*Given task*. Transcribe the material exactly. Images do not belong in the copy.

------------------------------------------------------------

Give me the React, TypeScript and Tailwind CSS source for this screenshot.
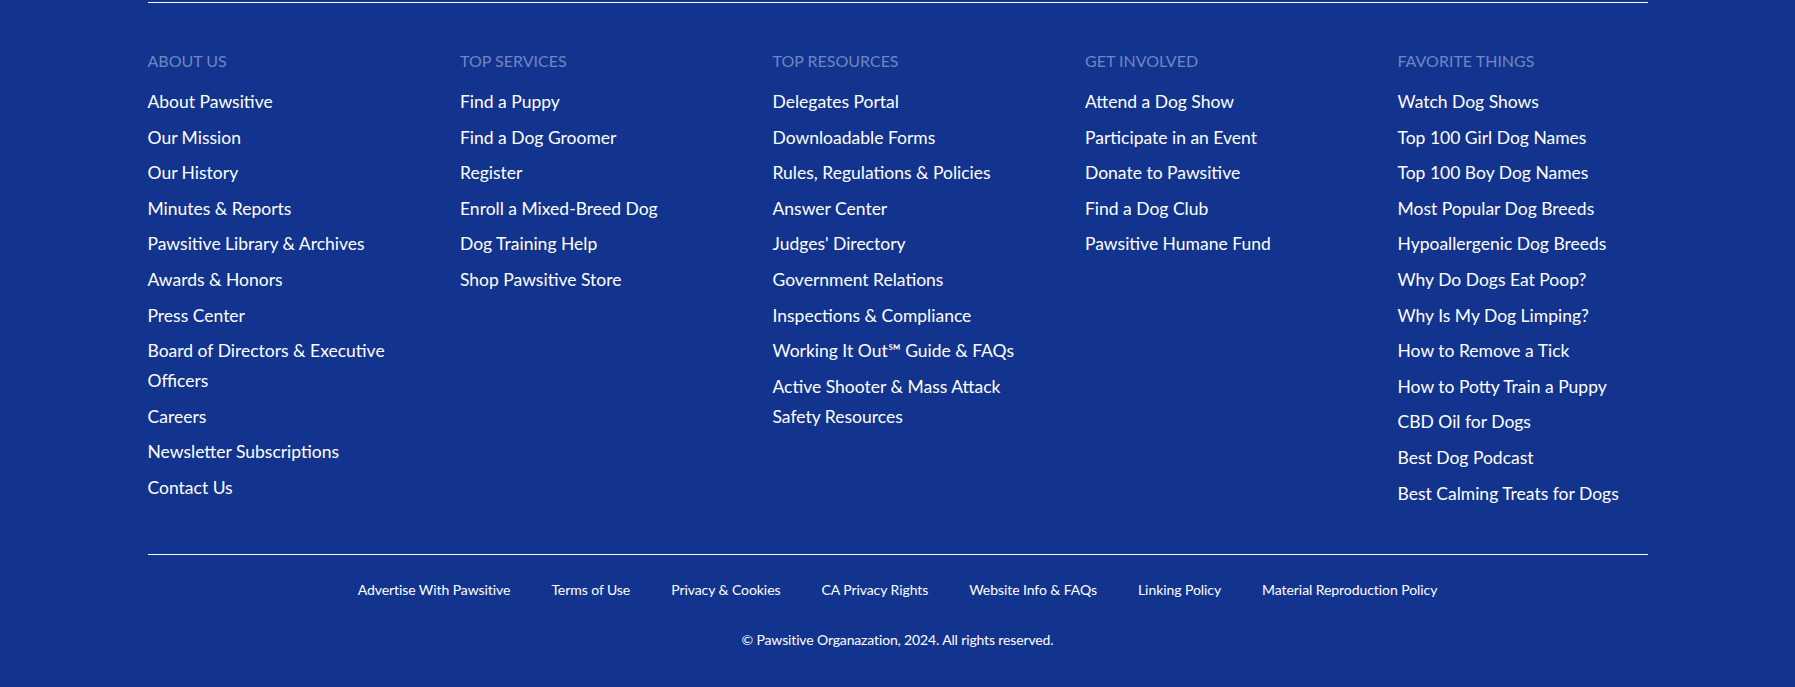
const columns: { title: string; links: string[] }[] = [
  {
    title: "About Us",
    links: [
      "About Pawsitive",
      "Our Mission",
      "Our History",
      "Minutes & Reports",
      "Pawsitive Library & Archives",
      "Awards & Honors",
      "Press Center",
      "Board of Directors & Executive Officers",
      "Careers",
      "Newsletter Subscriptions",
      "Contact Us",
    ],
  },
  {
    title: "Top Services",
    links: [
      "Find a Puppy",
      "Find a Dog Groomer",
      "Register",
      "Enroll a Mixed-Breed Dog",
      "Dog Training Help",
      "Shop Pawsitive Store",
    ],
  },
  {
    title: "Top Resources",
    links: [
      "Delegates Portal",
      "Downloadable Forms",
      "Rules, Regulations & Policies",
      "Answer Center",
      "Judges' Directory",
      "Government Relations",
      "Inspections & Compliance",
      "Working It Out\u2120 Guide & FAQs",
      "Active Shooter & Mass Attack Safety Resources",
    ],
  },
  {
    title: "Get Involved",
    links: [
      "Attend a Dog Show",
      "Participate in an Event",
      "Donate to Pawsitive",
      "Find a Dog Club",
      "Pawsitive Humane Fund",
    ],
  },
  {
    title: "Favorite Things",
    links: [
      "Watch Dog Shows",
      "Top 100 Girl Dog Names",
      "Top 100 Boy Dog Names",
      "Most Popular Dog Breeds",
      "Hypoallergenic Dog Breeds",
      "Why Do Dogs Eat Poop?",
      "Why Is My Dog Limping?",
      "How to Remove a Tick",
      "How to Potty Train a Puppy",
      "CBD Oil for Dogs",
      "Best Dog Podcast",
      "Best Calming Treats for Dogs",
    ],
  },
];

const legal = [
  "Advertise With Pawsitive",
  "Terms of Use",
  "Privacy & Cookies",
  "CA Privacy Rights",
  "Website Info & FAQs",
  "Linking Policy",
  "Material Reproduction Policy",
];

export default function App() {
  return (
    <footer className="min-h-[687px] bg-[#12348e] text-white font-['Lato','Noto_Sans',sans-serif]">
      <div className="mx-auto w-[1500px] pt-[2px] pb-[37px]">
        <div className="h-px bg-white" />

        <div className="grid grid-cols-5 gap-x-[62.5px] pt-[46px] pb-[45px]">
          {columns.map((col) => (
            <div key={col.title}>
              <h3 className="text-[16px] leading-[24px] uppercase text-[#6f86c2]">{col.title}</h3>
              <ul className="mt-[14px] flex flex-col gap-[5.6px]">
                {col.links.map((link) => (
                  <li key={link} className="text-[17.5px] leading-[30px]">
                    <a href="#">{link}</a>
                  </li>
                ))}
              </ul>
            </div>
          ))}
        </div>

        <div className="h-px bg-white" />

        <ul className="flex justify-center gap-x-[41px] pt-[25px]">
          {legal.map((item) => (
            <li key={item} className="text-[14px] leading-[20px] tracking-[-0.005em]">
              <a href="#">{item}</a>
            </li>
          ))}
        </ul>

        <p className="mt-[30px] text-center text-[14px] leading-[20px] tracking-[-0.01em]">
          © Pawsitive Organazation, 2024. All rights reserved.
        </p>
      </div>
    </footer>
  );
}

------------------------------------------------------------

*Answer for this exercise*.
Give me the React, TypeScript and Tailwind CSS source for this screenshot.
const columns: { title: string; links: string[] }[] = [
  {
    title: "About Us",
    links: [
      "About Pawsitive",
      "Our Mission",
      "Our History",
      "Minutes & Reports",
      "Pawsitive Library & Archives",
      "Awards & Honors",
      "Press Center",
      "Board of Directors & Executive Officers",
      "Careers",
      "Newsletter Subscriptions",
      "Contact Us",
    ],
  },
  {
    title: "Top Services",
    links: [
      "Find a Puppy",
      "Find a Dog Groomer",
      "Register",
      "Enroll a Mixed-Breed Dog",
      "Dog Training Help",
      "Shop Pawsitive Store",
    ],
  },
  {
    title: "Top Resources",
    links: [
      "Delegates Portal",
      "Downloadable Forms",
      "Rules, Regulations & Policies",
      "Answer Center",
      "Judges' Directory",
      "Government Relations",
      "Inspections & Compliance",
      "Working It Out\u2120 Guide & FAQs",
      "Active Shooter & Mass Attack Safety Resources",
    ],
  },
  {
    title: "Get Involved",
    links: [
      "Attend a Dog Show",
      "Participate in an Event",
      "Donate to Pawsitive",
      "Find a Dog Club",
      "Pawsitive Humane Fund",
    ],
  },
  {
    title: "Favorite Things",
    links: [
      "Watch Dog Shows",
      "Top 100 Girl Dog Names",
      "Top 100 Boy Dog Names",
      "Most Popular Dog Breeds",
      "Hypoallergenic Dog Breeds",
      "Why Do Dogs Eat Poop?",
      "Why Is My Dog Limping?",
      "How to Remove a Tick",
      "How to Potty Train a Puppy",
      "CBD Oil for Dogs",
      "Best Dog Podcast",
      "Best Calming Treats for Dogs",
    ],
  },
];

const legal = [
  "Advertise With Pawsitive",
  "Terms of Use",
  "Privacy & Cookies",
  "CA Privacy Rights",
  "Website Info & FAQs",
  "Linking Policy",
  "Material Reproduction Policy",
];

export default function App() {
  return (
    <footer className="min-h-[687px] bg-[#12348e] text-white font-['Lato','Noto_Sans',sans-serif]">
      <div className="mx-auto w-[1500px] pt-[2px] pb-[37px]">
        <div className="h-px bg-white" />

        <div className="grid grid-cols-5 gap-x-[62.5px] pt-[46px] pb-[45px]">
          {columns.map((col) => (
            <div key={col.title}>
              <h3 className="text-[16px] leading-[24px] uppercase text-[#6f86c2]">{col.title}</h3>
              <ul className="mt-[14px] flex flex-col gap-[5.6px]">
                {col.links.map((link) => (
                  <li key={link} className="text-[17.5px] leading-[30px]">
                    <a href="#">{link}</a>
                  </li>
                ))}
              </ul>
            </div>
          ))}
        </div>

        <div className="h-px bg-white" />

        <ul className="flex justify-center gap-x-[41px] pt-[25px]">
          {legal.map((item) => (
            <li key={item} className="text-[14px] leading-[20px] tracking-[-0.005em]">
              <a href="#">{item}</a>
            </li>
          ))}
        </ul>

        <p className="mt-[30px] text-center text-[14px] leading-[20px] tracking-[-0.01em]">
          © Pawsitive Organazation, 2024. All rights reserved.
        </p>
      </div>
    </footer>
  );
}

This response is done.